1.) Can you list the repairs?

 

This will help us all consider how best to deduct cost of repairs from rent / counterclaim, as appropriate.

 

With regards deducting costs of repair need to be careful how approach this though, must not just withhold rent - recall there is a sticky on CAG as to how best approach this too.

 

2.) Also, as for changing the locks, on this occasion, definitely.

 

Unless, perhaps, the tenancy agreement says the landlord has the right to change them back at the tenants expense. But can come back to that later, as I'm sure there will be different views on this.

 

3.) How quickly can you get a copy of the agreement posted here, with all personal details removed, and without alerting the landlord to the same?

 

4.) If OK, could we back track a bit too?

 

Firstly, is your friend in England & Wales?

 

Then, can we check that the tenancy is, as seems likely, an Assured Shorthold tenancy.

 

If so, then there are mandatory grounds for possession, so the landlord is likely to get the property back in due course anyway. Or would, if they read forums such as CAG and realised where they were going wrong.

 

So, no point, perhaps, is allowing this to "speed through", by way of tipping the landlord off and allowing the landlord to correct their mistakes too early.

 

5.) So, as much as I like JimmySpangle's views here, and elsewhere, as an alternative view, personally, I would be tempted NOT to tell the landlord "to issue the usual legal notices via court".

 

Why tip the landlord off to the mistakes they have already made, as already pointed out by MrShed?

 

6.) Two thoughts occured to me at the outset.
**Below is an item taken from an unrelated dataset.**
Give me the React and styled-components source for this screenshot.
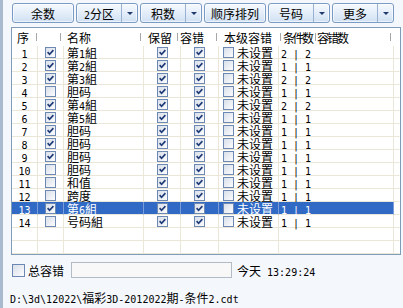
import React from "react";
import styled, { createGlobalStyle } from "styled-components";

const GlobalStyle = createGlobalStyle`
  html, body {
    margin: 0;
    padding: 0;
    background: #f4f7fb;
  }
  body {
    width: 403px;
    height: 308px;
    overflow: hidden;
    font-family: "Noto Sans CJK SC", sans-serif;
    font-size: 12px;
    color: #000;
  }
`;

const Text = styled.span`
  display: inline-block;
  height: 13px;
  line-height: 13px;
  white-space: pre;
  letter-spacing: ${(p) => p.$track || 0}px;
`;

const Han = styled.span`
  font-family: "Noto Sans CJK SC", sans-serif;
  font-size: 12px;
`;

const Latin = styled.span`
  font-family: "DejaVu Sans Mono", monospace;
  font-size: 10px;
  letter-spacing: 0;
`;

// SimSun-ish mix: CJK runs at 12px, ascii at half width
const CJK_RUN = /([\u3000-\u9fff\uff00-\uffef]+)/;
const Mixed = ({ text, track }) => (
  <Text $track={track}>
    {text.split(CJK_RUN).map((part, i) =>
      i % 2 ? <Han key={i}>{part}</Han> : part ? <Latin key={i}>{part}</Latin> : null
    )}
  </Text>
);

const Window = styled.div`
  box-sizing: border-box;
  width: 403px;
  height: 308px;
  border-left: 3px solid #a9b9ce;
  background: #f4f7fb;
  padding: 3px 0 0 7px;
  display: flex;
  flex-direction: column;
`;

const Toolbar = styled.div`
  display: flex;
  gap: 2px;
  margin-left: 2px;
  height: 20px;
`;

const Button = styled.div`
  box-sizing: border-box;
  width: 62px;
  height: 20px;
  display: flex;
  border: 1px solid #7a9bc4;
  border-radius: 3px;
  background: linear-gradient(#f5f9fe, #e4eef9 50%, #cfe0f3);
  box-shadow: inset 0 0 0 1px rgba(255, 255, 255, 0.6);
`;

const Caption = styled.span`
  flex: 1;
  display: flex;
  align-items: center;
  justify-content: center;
`;

const Drop = styled.span`
  width: 15px;
  border-left: 1px solid #9ab2d2;
  display: flex;
  align-items: center;
  justify-content: center;
`;

const Arrow = styled.span`
  width: 0;
  height: 0;
  border-left: 3px solid transparent;
  border-right: 3px solid transparent;
  border-top: 3px solid #1f3c6c;
`;

const Grid = styled.div`
  box-sizing: border-box;
  margin: 4px 0 0 1px;
  width: 390px;
  height: 228px;
  border: 1px solid #7f9db9;
  background: #fff;
`;

const HeaderRow = styled.div`
  display: grid;
  grid-template-columns: 25px 24px 80px 37px 39px 64px 35px 75px 1fr;
  height: 18px;
`;

const HeadCell = styled.div`
  display: flex;
  align-items: center;
  padding-left: ${(p) => p.$pad || 0}px;
  white-space: nowrap;
  background: ${(p) =>
    p.$plain ? "none" : "linear-gradient(#a8a8a8, #a8a8a8) right 5px / 1px 8px no-repeat"};
`;

const Row = styled.div`
  display: grid;
  grid-template-columns: 26px 26px 80px 37px 38px 60px 115px 1fr;
  height: 13px;
  color: ${(p) => (p.$selected ? "#fff" : "#000")};
`;

const Cell = styled.div`
  box-sizing: border-box;
  height: 13px;
  border-right: 1px solid ${(p) => (p.$last ? "transparent" : p.$selected ? "#7b9cdb" : "#ebe7d8")};
  border-bottom: 1px solid #ebe7d8;
  background: ${(p) => (p.$selected && !p.$last ? "#316ac5" : "transparent")};
  display: flex;
  align-items: center;
  justify-content: ${(p) => (p.$center ? "center" : "flex-start")};
  padding-left: ${(p) => p.$pad || 0}px;
  gap: 3px;
  white-space: nowrap;
`;

const Box = styled.span`
  box-sizing: border-box;
  flex: none;
  width: ${(p) => p.$size}px;
  height: ${(p) => p.$size}px;
  border: 1px solid #6c88b3;
  background: linear-gradient(135deg, #d9e0ea, #fbfcfd);
  display: flex;
  align-items: center;
  justify-content: center;
`;

const Check = ({ on, size = 11 }) => (
  <Box $size={size}>
    {on && (
      <svg width="7" height="7" viewBox="0 0 7 7">
        <path d="M0.6 3.2 L2.6 5.3 L6.4 1.2" fill="none" stroke="#1f3b78" strokeWidth="1.7" />
      </svg>
    )}
  </Box>
);

const StatusLine = styled.div`
  display: flex;
  align-items: center;
  height: 16px;
  margin: 7px 0 0 2px;
`;

const Label = styled.span`
  margin-left: 3px;
`;

const TextBox = styled.div`
  box-sizing: border-box;
  width: 161px;
  height: 16px;
  margin-left: 7px;
  border: 1px solid #b3bcc6;
  background: #f8f8f8;
`;

const Clock = styled.span`
  margin-left: 5px;
`;

const PathLine = styled.div`
  margin-top: 11px;
  height: 13px;
`;

const rows = [
  { on: true, name: "第1組", cnt: "2 | 2" },
  { on: true, name: "第2組", cnt: "1 | 1" },
  { on: true, name: "第3組", cnt: "2 | 2" },
  { on: false, name: "胆码", cnt: "1 | 1" },
  { on: true, name: "第4組", cnt: "2 | 2" },
  { on: true, name: "第5組", cnt: "1 | 1" },
  { on: true, name: "胆码", cnt: "1 | 1" },
  { on: true, name: "胆码", cnt: "1 | 1" },
  { on: true, name: "胆码", cnt: "1 | 1" },
  { on: false, name: "胆码", cnt: "1 | 1" },
  { on: false, name: "和值", cnt: "1 | 1" },
  { on: false, name: "跨度", cnt: "1 | 1" },
  { on: true, name: "第6組", cnt: "1 | 1", selected: true },
  { on: false, name: "号码組", cnt: "1 | 1" },
];

const buttons = [
  { text: "余数" },
  { text: "2分区", drop: true },
  { text: "积数", drop: true },
  { text: "顺序排列" },
  { text: "号码", drop: true },
  { text: "更多", drop: true },
];

const headers = [
  { text: "序", pad: 5 },
  { text: "", pad: 0 },
  { text: "名称", pad: 6 },
  { text: "保留", pad: 7 },
  { text: "容错", pad: 2 },
  { text: "本级容错", pad: 7 },
  { text: "条件数", pad: 2, track: -2.5 },
  { text: "容错数", pad: 1, track: -2 },
];

const App = () => (
  <Window>
    <GlobalStyle />
    <Toolbar>
      {buttons.map((b) => (
        <Button key={b.text}>
          <Caption>
            <Mixed text={b.text} />
          </Caption>
          {b.drop && (
            <Drop>
              <Arrow />
            </Drop>
          )}
        </Button>
      ))}
    </Toolbar>

    <Grid>
      <HeaderRow>
        {headers.map((h, i) => (
          <HeadCell key={i} $pad={h.pad}>
            {h.text && <Mixed text={h.text} track={h.track} />}
          </HeadCell>
        ))}
        <HeadCell $plain />
      </HeaderRow>

      {rows.map((r, i) => {
        const s = r.selected;
        return (
          <Row key={i} $selected={s}>
            <Cell $selected={s} $center>
              <Mixed text={String(i + 1)} />
            </Cell>
            <Cell $selected={s} $center>
              <Check on={r.on} />
            </Cell>
            <Cell $selected={s} $pad={3}>
              <Mixed text={r.name} />
            </Cell>
            <Cell $selected={s} $center>
              <Check on />
            </Cell>
            <Cell $selected={s} $center>
              <Check on />
            </Cell>
            <Cell $selected={s} $pad={4}>
              <Check />
              <Mixed text="未设置" />
            </Cell>
            <Cell $selected={s} $pad={2}>
              <Mixed text={r.cnt} />
            </Cell>
            <Cell $selected={s} $last />
          </Row>
        );
      })}

      {[0, 1].map((k) => (
        <Row key={"e" + k}>
          {Array.from({ length: 8 }, (_, j) => (
            <Cell key={j} $last={j === 7} />
          ))}
        </Row>
      ))}
    </Grid>

    <StatusLine>
      <Check size={13} />
      <Label>
        <Mixed text="总容错" />
      </Label>
      <TextBox />
      <Clock>
        <Mixed text="今天 13:29:24" />
      </Clock>
    </StatusLine>

    <PathLine>
      <Mixed text={"D:\\3d\\12022\\福彩3D-2012022期-条件2.cdt"} />
    </PathLine>
  </Window>
);

export default App;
I would add I am not a lawyer, so would welcome comments too.

 

a.) Firstly, it was stated earlier that possession was being sought

"on the grounds he believes she is in breach of her tenancy for allowing people to frequent the property for immoral purposes...she is a spiritualist/clairvoyant/does tarot readings for friends and friends of friends, but the landlord has always known this from the outset and has readily accepted rent from her without issue until now."

 

I mention this for it were a knocking shop, say, then arguably the landlord could be correct in pursuing "immoral" grounds - in part, as he would need to be aware of, I think, the Sexual Offences Act 1956. Google it or look at

 

Sexual Offences Act 1956 (c.69) - Statute Law Database

 

b.) So, instead, would be tempted to get her to send an "innocent" email / letter to the landlord along the lines of

"Dear landlord, I was sorry to hear that you are seeking to evict me as you believe my business to be immoral. As you are well aware my business of offering spiritualist / clairvoyancy/ and tarot readings has run successfully ever since I moved in. You knew this from the outset. I am sorry that you feel as you do and hope that we can find an alternate way to resolve this. Yours, etc"

 

Or something 'neutral' to that effect.

 

Then, see what his reply is.

 

If he does not correct the use of "business" in the draft email there is an argument, perhaps, that your friend could have a business tenancy, protected by the Landlord & Tenant Act 1954, with automatic rights to renewal, which is a much more secure position to be in than that of a more easily terminated AST.

 

She could argue this is the case anyway, perhaps, without his reply.

 

7.) It has been a few years since had to consider residential tenancies seemingly tipping in to business use, so matters may have moved on, but it may slow possession proceedings down, without alerting the landlord to real mistake they have made - as stated by MrShed - and may put the landlord to the trouble, at some later date, of having to pay a lawyer to argue the toss too.

 

8.) Also, are the landlord's comments not a breach of your friend's human rights, or discriminatory in some way? Sorry, this a slightly more tongue in cheek approach, but could, later, be put to the landlord to slow him down?

 

Which, if your friend can quietly sort out alternative accommodation anyway, could be "fun", sorry, help delay possession and see some justice done here too?

Edited by NewSAHD

As for me, happy to help out. I am not a Landlord, but I have been in the past. I am not an Agent, but I have been in the past. I am, therefore, a has been, so always seek independent and suitably qualified advice elsewhere before relying upon whatever has been posted here :-)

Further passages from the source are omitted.